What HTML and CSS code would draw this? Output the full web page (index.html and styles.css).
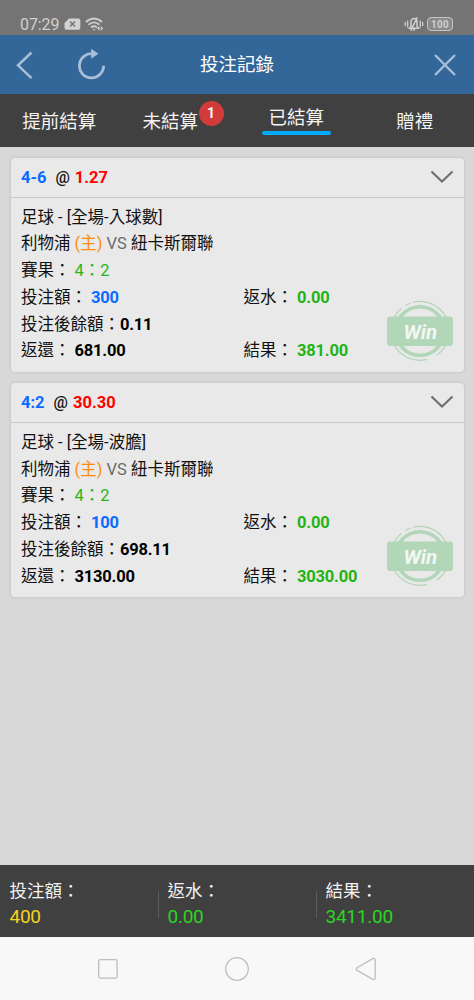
FILE: index.html
```html
<!DOCTYPE html>
<html lang="zh-Hant">
<head>
<meta charset="utf-8">
<title>投注記錄</title>
<link rel="stylesheet" href="styles.css">
</head>
<body>
<div class="status">
  <span class="clock">07:29</span>
  <svg class="sim" width="17" height="13" viewBox="0 0 17 13"><path d="M5 .5H14.5Q16.3.5 16.3 2.3V10Q16.3 11.8 14.5 11.8H2.2Q.5 11.8.5 10V5Z" fill="#d2d2d2"/><path d="M6 3.5l5 5M11 3.5l-5 5" stroke="#707070" stroke-width="1.4"/></svg>
  <svg class="wifi" width="20" height="15" viewBox="0 0 20 15" fill="none" stroke="#cfcfcf" stroke-width="1.8"><path d="M1 5Q9 -2 17 5M3.5 7.8Q9 3 14.5 7.8M6 10.5Q9 8 12 10.5"/><path d="M7.4 12.2h3.2L9 13.8z" fill="#cfcfcf" stroke="none"/><path d="M14.6 9l-2.6 2.4l2.6 2.4zM15.8 9l2.6 2.4l-2.6 2.4z" fill="#cfcfcf" stroke="none"/></svg>
  <span class="spacer"></span>
  <svg class="mute" width="20" height="16" viewBox="0 0 20 16" fill="none" stroke="#cfcfcf" stroke-width="1.3"><path d="M1.3 6v4M3.7 4.5v7M16.3 4.5v7M18.7 6v4"/><path d="M5.5 12.2L7 10.5V6Q7 2.6 10 2.6T13 6V10.5L14.5 12.2ZM9 13.8h2M13.2 1.2L6.8 14.6" stroke-width="1.5"/></svg>
  <span class="battery">100</span>
</div>
<header class="bar">
  <svg class="back" width="18" height="29" viewBox="0 0 18 29"><path d="M15.5 1.5L2 14.3L15.5 27.2" fill="none" stroke="#a9bfd8" stroke-width="2.5"/></svg>
  <svg class="reload" width="28" height="32" viewBox="0 0 28 32"><path d="M25.6 17.8A12.1 12.1 0 1 1 15 5.8" fill="none" stroke="#a9bfd8" stroke-width="2.8"/><path d="M13.2 .8L20.4 5.8L13.2 10.8Z" fill="#a9bfd8"/></svg>
  <h1>投注記錄</h1>
  <svg class="close" width="24" height="24" viewBox="0 0 24 24"><path d="M2 2L22 22M22 2L2 22" stroke="#a9bfd8" stroke-width="2.4"/></svg>
</header>
<nav class="tabs">
  <span class="tab">提前結算</span>
  <span class="tab">未結算<b class="badge">1</b></span>
  <span class="tab"><span class="active">已結算</span></span>
  <span class="tab">贈禮</span>
</nav>
<main>
  <section class="card">
    <div class="head"><b class="pick">4-6</b><span class="at">@</span><b class="odds">1.27</b><svg class="chev" width="24" height="14" viewBox="0 0 24 14"><path d="M1.5 1.5L12 11.6L22.5 1.5" fill="none" stroke="#6e6e6e" stroke-width="2.1"/></svg></div>
    <div class="body">
      <div class="row">足球 - [全場-入球數]</div>
      <div class="row">利物浦 <i class="home">(主)</i> <i class="vs">VS</i> 紐卡斯爾聯</div>
      <div class="row">賽果： <i class="score">4：2</i></div>
      <div class="row split"><span>投注額： <b class="blue">300</b></span><span>返水： <b class="green">0.00</b></span></div>
      <div class="row">投注後餘額：<b>0.11</b></div>
      <div class="row split"><span>返還： <b>681.00</b></span><span>結果： <b class="green">381.00</b></span></div>
    </div>
    <svg class="stamp" width="68" height="62" viewBox="0 0 68 62">
      <g fill="none" stroke="#b1d6b8">
        <circle cx="34" cy="31" r="24.3" stroke-width="3.6"/>
        <path d="M27 2.2A29.3 29.3 0 0 1 61.6 21M19.5 5.4L24.5 3M7.4 18.5A29.3 29.3 0 0 1 15.5 8.3M7.4 43.5A29.3 29.3 0 0 0 41 59.4M51 54.9A29.3 29.3 0 0 0 60.8 43" stroke-width="1.2"/>
      </g>
      <rect x="1" y="16.5" width="66" height="29.5" rx="3" fill="#b1d6b8"/>
      <text x="34.3" y="38.8" text-anchor="middle" class="win-text">Win</text>
    </svg>
  </section>
  <section class="card">
    <div class="head"><b class="pick">4:2</b><span class="at">@</span><b class="odds">30.30</b><svg class="chev" width="24" height="14" viewBox="0 0 24 14"><path d="M1.5 1.5L12 11.6L22.5 1.5" fill="none" stroke="#6e6e6e" stroke-width="2.1"/></svg></div>
    <div class="body">
      <div class="row">足球 - [全場-波膽]</div>
      <div class="row">利物浦 <i class="home">(主)</i> <i class="vs">VS</i> 紐卡斯爾聯</div>
      <div class="row">賽果： <i class="score">4：2</i></div>
      <div class="row split"><span>投注額： <b class="blue">100</b></span><span>返水： <b class="green">0.00</b></span></div>
      <div class="row">投注後餘額：<b>698.11</b></div>
      <div class="row split"><span>返還： <b>3130.00</b></span><span>結果： <b class="green">3030.00</b></span></div>
    </div>
    <svg class="stamp" width="68" height="62" viewBox="0 0 68 62">
      <g fill="none" stroke="#b1d6b8">
        <circle cx="34" cy="31" r="24.3" stroke-width="3.6"/>
        <path d="M27 2.2A29.3 29.3 0 0 1 61.6 21M19.5 5.4L24.5 3M7.4 18.5A29.3 29.3 0 0 1 15.5 8.3M7.4 43.5A29.3 29.3 0 0 0 41 59.4M51 54.9A29.3 29.3 0 0 0 60.8 43" stroke-width="1.2"/>
      </g>
      <rect x="1" y="16.5" width="66" height="29.5" rx="3" fill="#b1d6b8"/>
      <text x="34.3" y="38.8" text-anchor="middle" class="win-text">Win</text>
    </svg>
  </section>
</main>
<footer class="totals">
  <div class="total"><span>投注額：</span><span class="yellow">400</span></div>
  <div class="total"><span>返水：</span><span class="lime">0.00</span></div>
  <div class="total"><span>結果：</span><span class="lime">3411.00</span></div>
</footer>
<div class="sysnav">
  <svg width="22" height="22" viewBox="0 0 22 22"><rect x="1.7" y="1.7" width="18.4" height="18.4" rx="1.5"/></svg>
  <svg width="26" height="26" viewBox="0 0 26 26"><circle cx="13" cy="13" r="11.3"/></svg>
  <svg width="22" height="24" viewBox="0 0 22 24"><path d="M2 10.8L17.8 1.6Q20 .8 20.2 3V21Q20 23.2 17.8 22.4L2 13.2Q.5 12 2 10.8Z"/></svg>
</div>
</body>
</html>
```
FILE: styles.css
```css
* { box-sizing: border-box; }
body {
  margin: 0;
  width: 474px;
  height: 1000px;
  overflow: hidden;
  display: flex;
  flex-direction: column;
  background: #d8d8d8;
  font-family: Roboto, "Noto Sans CJK TC", sans-serif;
  color: #111;
}
svg { flex: none; display: block; }
i { font-style: normal; }
.status {
  height: 35px;
  flex: none;
  background: #747474;
  display: flex;
  align-items: center;
  padding: 13px 20px 0;
  color: #d0d0d0;
}
.clock { font-size: 16px; width: 44px; line-height: 20px; padding-top: 2px; letter-spacing: -0.1px; }
.wifi { margin-left: 4px; }
.spacer { flex: 1; }
.mute { margin-right: 3px; }
.battery {
  width: 26px;
  height: 14px;
  margin-right: 1px;
  border: 1px solid #c4c4c4;
  border-radius: 4px;
  background: #8a8a8a;
  font-size: 10px;
  font-weight: 700;
  letter-spacing: 0.3px;
  line-height: 13px;
  text-align: center;
}
.bar {
  height: 59px;
  flex: none;
  background: #336699;
  display: grid;
  grid-template-columns: 60px 100px 154px 1fr 42px;
  align-items: center;
}
.back { margin: 1px 0 0 16px; }
.reload { margin: -2px 0 0 18px; }
.bar h1 { margin: 0; padding-top: 1px; font-size: 18.5px; font-weight: 400; color: #fff; text-align: center; line-height: 28px; }
.close { grid-column: 5; margin-left: 1px; }
.tabs {
  height: 53px;
  flex: none;
  background: #404040;
  display: grid;
  grid-template-columns: repeat(4, 1fr);
  color: #f4f4f4;
  font-size: 18.5px;
}
.tab { position: relative; text-align: center; line-height: 28px; padding-top: 14px; }
.tab:nth-child(2) { padding-right: 15px; }
.badge {
  position: absolute;
  left: 80px;
  top: 7px;
  width: 25px;
  height: 25px;
  border-radius: 50%;
  background: #d33b3b;
  font-size: 14px;
  line-height: 25px;
}
.active {
  display: block;
  width: 69px;
  margin: -4px auto 0;
  position: relative;
  height: 31px;
}
.active::after {
  content: "";
  position: absolute;
  left: 0;
  right: 0;
  bottom: 0;
  height: 4px;
  border-radius: 2px;
  background: #00aaff;
}
main { flex: 1; padding: 10.5px 10.5px 0; }
.card {
  position: relative;
  height: 214.5px;
  margin-bottom: 10.8px;
  background: #e9e9e9;
  border-radius: 4px;
  box-shadow: 0 0 3px rgba(0, 0, 0, 0.14);
}
.head {
  height: 40px;
  border-bottom: 1px solid #c8c8c8;
  display: flex;
  align-items: center;
  padding: 0 10px 0 10.5px;
  font-size: 16.5px;
}
.at { margin: 0 5px 0 9px; font-weight: 500; font-size: 16px; }
.pick, .blue { color: #0a6cff; }
.odds { color: #ff0000; }
.chev { margin-left: auto; }
.body { padding: 7px 10.5px 0; font-size: 16.5px; }
.row { height: 26.8px; line-height: 26.8px; white-space: nowrap; }
.row b { color: #000; letter-spacing: -0.22px; }
.row .blue { color: #0a6cff; }
.row .green { color: #1fb414; }
.split { display: grid; grid-template-columns: 222.5px 1fr; }
.home { color: #ff8c0a; }
.vs { color: #6c6c6c; }
.score { color: #27b51b; }
.stamp { position: absolute; left: 375.5px; top: 142.5px; }
.win-text { font: italic 700 20.5px Roboto, sans-serif; fill: #f2f7f2; }
.totals {
  height: 72px;
  flex: none;
  background: #404040;
  display: grid;
  grid-template-columns: 158px 158px 158px;
  padding-top: 13px;
}
.total {
  display: flex;
  flex-direction: column;
  padding-left: 9.5px;
  font-size: 17.5px;
  line-height: 26px;
  color: #f2f2f2;
  background: linear-gradient(#5c5c5c, #5c5c5c) 0 13px / 1px 27px no-repeat;
}
.total:first-child { background: none; }
.total span + span { font-size: 19px; letter-spacing: -0.25px; }
.total .yellow { color: #f5d21c; }
.total .lime { color: #2bd51f; }
.sysnav {
  height: 63px;
  flex: none;
  background: #f8f8f8;
  display: flex;
  align-items: center;
  gap: 105px;
  padding-left: 97px;
  fill: none;
  stroke: #bdbdbd;
  stroke-width: 1.3;
}
```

-- -- --

Problem to work on: Report the number of lines that include the string "index"; return nothing but the count.

Result for this task: 2